Repito, não está em causa a minha escolha individual, mas sim uma opção colectiva e nacional pelo enorme impacto que essa definição pode ter nos clientes [economia real] e colaboradores do grupo CGD. Não acha que já há tantos decretos-lei que vão para consulta pública? Este tema, dada a sua relevância, não deveria ser tratado de um modo mais formal do que está a ser, debatido nos jornais e televisões? Os colaboradores da CGD, a APB, os reguladores, BdP e CMVM, não deveriam ser consultados? Não se deviam estudar as referências e as boas práticas a nível internacional?


Defendeu que a CGD devia funcionar como o BCE, devia ser um emprestador de último recurso?

Aí está um exemplo do que a CGD poderia ser.


O BES antecipou em um ano a ida ao mercado de dívida a médio e longo prazo, sem garantia do Estado, pagando juros de 5,8%, com a procura a exceder em 5 vezes a oferta. Surpreendeu-o?

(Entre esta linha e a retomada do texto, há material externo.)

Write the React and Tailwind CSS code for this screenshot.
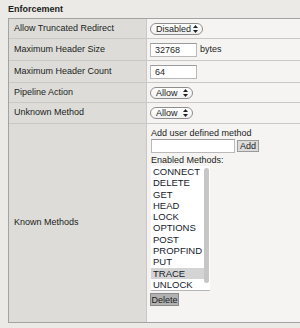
import React from "react";

const methods = [
  "CONNECT",
  "DELETE",
  "GET",
  "HEAD",
  "LOCK",
  "OPTIONS",
  "POST",
  "PROPFIND",
  "PUT",
  "TRACE",
  "UNLOCK",
];

const Arrows = () => (
  <svg width="5" height="8" viewBox="0 0 5 8" className="shrink-0">
    <path d="M2.5 0 L5 3 L0 3 Z" fill="#222" />
    <path d="M0 5 L5 5 L2.5 8 Z" fill="#222" />
  </svg>
);

const Select = ({ value, width }) => (
  <div
    className={`flex items-center justify-between h-[12px] rounded-full border border-[#8e8e8e] bg-gradient-to-b from-white to-[#f0f0f0] pl-[5px] pr-[4px] ${width}`}
  >
    <span className="leading-[10px]">{value}</span>
    <Arrows />
  </div>
);

const Input = ({ value, width }) => (
  <div
    className={`h-[14px] border border-[#b9b9b9] border-t-[#9c9c9c] bg-white pl-[4px] leading-[12px] ${width}`}
  >
    {value}
  </div>
);

const Row = ({ label, height, children }) => (
  <div className={`flex border-b border-[#c9c8c4] ${height}`}>
    <div className="flex items-center w-[138px] shrink-0 border-r border-[#c9c8c4] bg-[#dddcd8] pl-[5px]">
      {label}
    </div>
    <div className="flex items-center flex-1 bg-[#f5f4f2] pl-[3px]">
      {children}
    </div>
  </div>
);

export default function App() {
  return (
    <div className="w-[300px] h-[328px] overflow-hidden bg-[#ebeae6] text-[9px] text-[#1c1c1c] font-['Liberation_Sans',Arial,sans-serif]">
      <div className="h-[18px] pl-[8px] pt-[4px] font-bold leading-[11px]">
        Enforcement
      </div>
      <div className="ml-[8px] border-t border-l border-[#a3a3a3]">
        <Row label="Allow Truncated Redirect" height="h-[20px]">
          <Select value="Disabled" width="w-[53px]" />
        </Row>
        <Row label="Maximum Header Size" height="h-[22px]">
          <Input value="32768" width="w-[47px]" />
          <span className="ml-[3px]">bytes</span>
        </Row>
        <Row label="Maximum Header Count" height="h-[22px]">
          <Input value="64" width="w-[47px]" />
        </Row>
        <Row label="Pipeline Action" height="h-[20px]">
          <Select value="Allow" width="w-[43px]" />
        </Row>
        <Row label="Unknown Method" height="h-[21px]">
          <Select value="Allow" width="w-[43px]" />
        </Row>
        <div className="flex h-[199px] border-b border-[#a3a3a3]">
          <div className="flex items-center w-[138px] shrink-0 border-r border-[#c9c8c4] bg-[#dddcd8] pl-[5px]">
            Known Methods
          </div>
          <div className="flex-1 bg-[#f5f4f2] pl-[4px] pt-[3px]">
            <div className="leading-[12px]">Add user defined method</div>
            <div className="flex items-center h-[14px]">
              <div className="w-[84px] h-[14px] border border-[#b9b9b9] border-t-[#9c9c9c] bg-white" />
              <div className="ml-[2px] h-[12px] px-[2px] border border-[#9a9a9a] bg-[#dcdcdc] leading-[10px]">
                Add
              </div>
            </div>
            <div className="mt-[1px] leading-[12px]">Enabled Methods:</div>
            <div className="relative w-[59px] h-[125px] overflow-hidden border-b border-[#b5b5b5] bg-white">
              <div className="pr-[5px]">
                {methods.map((m) => (
                  <div
                    key={m}
                    className={`h-[11.3px] pl-[2px] leading-[11.3px] text-[9.5px] text-[#161a2a] ${
                      m === "TRACE" ? "bg-[#d4d4d4]" : ""
                    }`}
                  >
                    {m}
                  </div>
                ))}
              </div>
              <div className="absolute right-[1px] top-[2px] h-[115px] w-[5px] rounded-full bg-[#c6c6c6]" />
            </div>
            <div className="mt-[2px] -ml-px flex items-center justify-center w-[29px] h-[13px] border border-[#8a8a8a] bg-[#b2b2b2] leading-[10px]">
              Delete
            </div>
          </div>
        </div>
      </div>
    </div>
  );
}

Foi um êxito?

Sim, pode falar-se em coragem, astúcia e em êxito por parte do BES. Também não tenho dúvidas que merece melhores taxas, mas é muito importante para o sistema bancário e para Portugal que um dos seus principais operadores demonstre a bondade dos seus argumentos além fronteiras e consiga cativar investidores internacionais num momento tão fluido como o actual. A isto chama-se “


benchmarks

” ou referências de mercado e que podem e devem ser seguidas por outros. O caso do BES é ainda mais relevante pois é muito activo no mercado internacional e tem a confiança dos investidores internacionais. Sei disso, trabalhei mais de dez anos num dos maiores investidores europeus.